--- start Dataset excerpt ---

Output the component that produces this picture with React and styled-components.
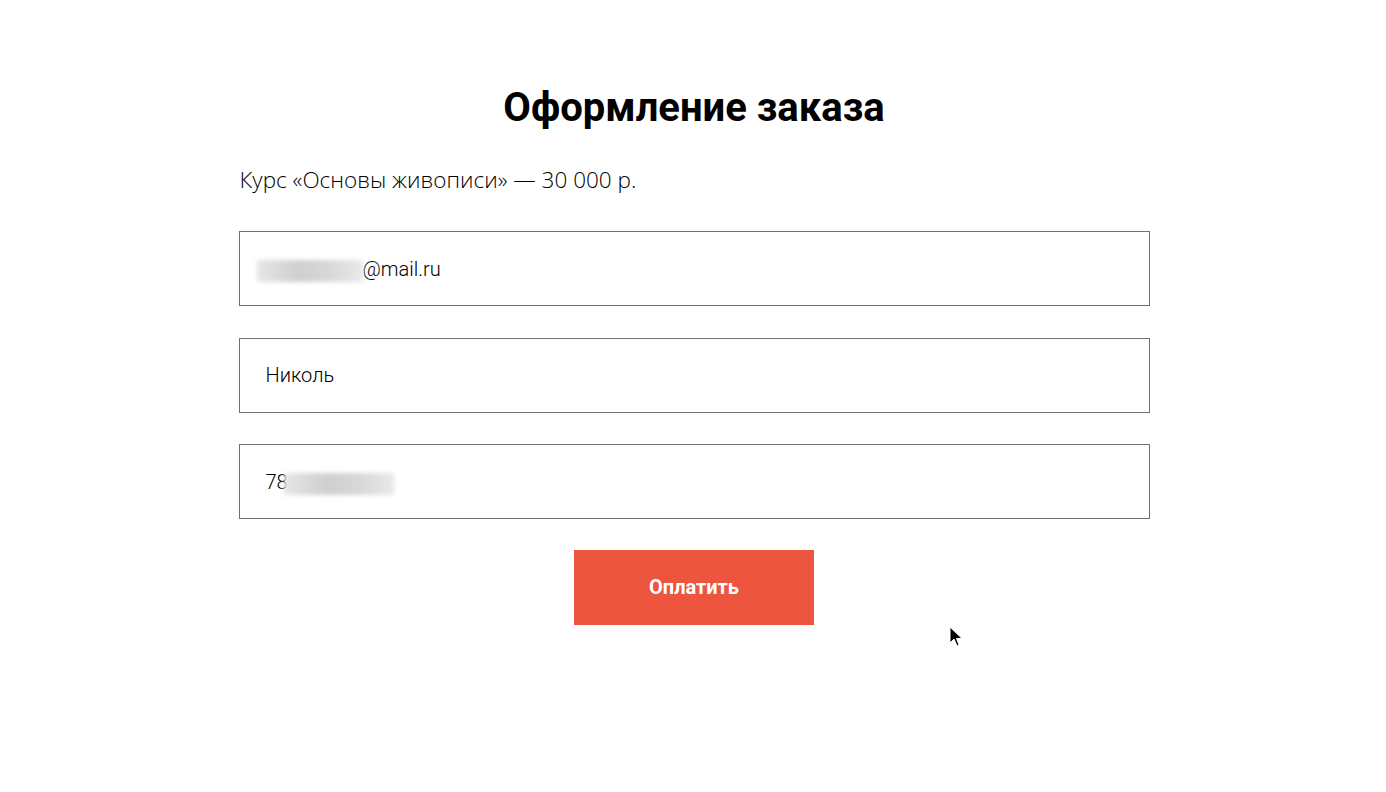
import React from "react";
import styled, { createGlobalStyle } from "styled-components";

const GlobalStyle = createGlobalStyle`
  body {
    margin: 0;
    background: #ffffff;
    font-family: Roboto, "Liberation Sans", sans-serif;
  }
`;

const App = () => {
  return (
    <>
      <GlobalStyle />
      <Page>
        <CheckoutWrapper>
          <Title>Оформление заказа</Title>
          <Product>Курс «Основы живописи» — 30 000 р.</Product>
          <Form onSubmit={(e) => e.preventDefault()}>
            <Field>
              <Hidden $width={106} $shift={-9} />
              @mail.ru
            </Field>
            <Field>Николь</Field>
            <Field>
              78
              <Hidden $width={110} $shift={-4} />
            </Field>
            <PayButton type="submit">Оплатить</PayButton>
          </Form>
        </CheckoutWrapper>
        <Cursor width="16" height="22" viewBox="0 0 16 22">
          <path d="M1 1 L1 17 L5 13 L8 20 L10 19 L7.5 12.5 L13 12.5 Z" fill="#000" stroke="#fff" strokeWidth="1" />
        </Cursor>
      </Page>
    </>
  );
};

const Page = styled.div`
  position: relative;
  min-height: 792px;
  display: flex;
  justify-content: center;
  padding-left: 2px;
  box-sizing: border-box;
`;

const CheckoutWrapper = styled.div`
  width: 911px;
  padding-top: 84px;
  display: flex;
  flex-direction: column;
`;

const Title = styled.h1`
  margin: 0;
  font-family: Roboto, "Liberation Sans", sans-serif;
  font-weight: 700;
  font-size: 40px;
  line-height: 48px;
  color: #000;
  text-align: center;
`;

const Product = styled.p`
  margin: 33px 0 0 1px;
  font-family: "Open Sans", "Liberation Sans", sans-serif;
  font-weight: 300;
  font-size: 22.5px;
  line-height: 30px;
  color: #000;
`;

const Form = styled.form`
  margin-top: 36px;
  display: flex;
  flex-direction: column;
  gap: 31.5px;
`;

const Field = styled.div`
  box-sizing: border-box;
  height: 75px;
  border: 1px solid #6f6f6f;
  padding: 0 26px;
  display: flex;
  align-items: center;
  font-family: Roboto, "Liberation Sans", sans-serif;
  font-weight: 300;
  font-size: 20px;
  color: #000;
`;

const Hidden = styled.span`
  display: inline-block;
  width: ${(p) => p.$width}px;
  height: 22px;
  background: linear-gradient(90deg, #e6e6e6, #cfcfcf 40%, #d9d9d9 70%, #e9e9e9);
  filter: blur(2px);
  margin: 0 0 -4px ${(p) => p.$shift}px;
`;

const PayButton = styled.button`
  align-self: center;
  width: 240px;
  height: 75px;
  margin-top: -1px;
  border: none;
  background: #ed553f;
  color: #fff;
  font-family: Roboto, "Liberation Sans", sans-serif;
  font-weight: 700;
  font-size: 20px;
  cursor: pointer;
`;

const Cursor = styled.svg`
  position: absolute;
  left: 949px;
  top: 626px;
`;

export default App;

--- end Dataset excerpt ---

▶ Directive:
Transcribe the material exactly, keeping every word and none of the pictures.

▶ Response:
Output the component that produces this picture with React and styled-components.
import React from "react";
import styled, { createGlobalStyle } from "styled-components";

const GlobalStyle = createGlobalStyle`
  body {
    margin: 0;
    background: #ffffff;
    font-family: Roboto, "Liberation Sans", sans-serif;
  }
`;

const App = () => {
  return (
    <>
      <GlobalStyle />
      <Page>
        <CheckoutWrapper>
          <Title>Оформление заказа</Title>
          <Product>Курс «Основы живописи» — 30 000 р.</Product>
          <Form onSubmit={(e) => e.preventDefault()}>
            <Field>
              <Hidden $width={106} $shift={-9} />
              @mail.ru
            </Field>
            <Field>Николь</Field>
            <Field>
              78
              <Hidden $width={110} $shift={-4} />
            </Field>
            <PayButton type="submit">Оплатить</PayButton>
          </Form>
        </CheckoutWrapper>
        <Cursor width="16" height="22" viewBox="0 0 16 22">
          <path d="M1 1 L1 17 L5 13 L8 20 L10 19 L7.5 12.5 L13 12.5 Z" fill="#000" stroke="#fff" strokeWidth="1" />
        </Cursor>
      </Page>
    </>
  );
};

const Page = styled.div`
  position: relative;
  min-height: 792px;
  display: flex;
  justify-content: center;
  padding-left: 2px;
  box-sizing: border-box;
`;

const CheckoutWrapper = styled.div`
  width: 911px;
  padding-top: 84px;
  display: flex;
  flex-direction: column;
`;

const Title = styled.h1`
  margin: 0;
  font-family: Roboto, "Liberation Sans", sans-serif;
  font-weight: 700;
  font-size: 40px;
  line-height: 48px;
  color: #000;
  text-align: center;
`;

const Product = styled.p`
  margin: 33px 0 0 1px;
  font-family: "Open Sans", "Liberation Sans", sans-serif;
  font-weight: 300;
  font-size: 22.5px;
  line-height: 30px;
  color: #000;
`;

const Form = styled.form`
  margin-top: 36px;
  display: flex;
  flex-direction: column;
  gap: 31.5px;
`;

const Field = styled.div`
  box-sizing: border-box;
  height: 75px;
  border: 1px solid #6f6f6f;
  padding: 0 26px;
  display: flex;
  align-items: center;
  font-family: Roboto, "Liberation Sans", sans-serif;
  font-weight: 300;
  font-size: 20px;
  color: #000;
`;

const Hidden = styled.span`
  display: inline-block;
  width: ${(p) => p.$width}px;
  height: 22px;
  background: linear-gradient(90deg, #e6e6e6, #cfcfcf 40%, #d9d9d9 70%, #e9e9e9);
  filter: blur(2px);
  margin: 0 0 -4px ${(p) => p.$shift}px;
`;

const PayButton = styled.button`
  align-self: center;
  width: 240px;
  height: 75px;
  margin-top: -1px;
  border: none;
  background: #ed553f;
  color: #fff;
  font-family: Roboto, "Liberation Sans", sans-serif;
  font-weight: 700;
  font-size: 20px;
  cursor: pointer;
`;

const Cursor = styled.svg`
  position: absolute;
  left: 949px;
  top: 626px;
`;

export default App;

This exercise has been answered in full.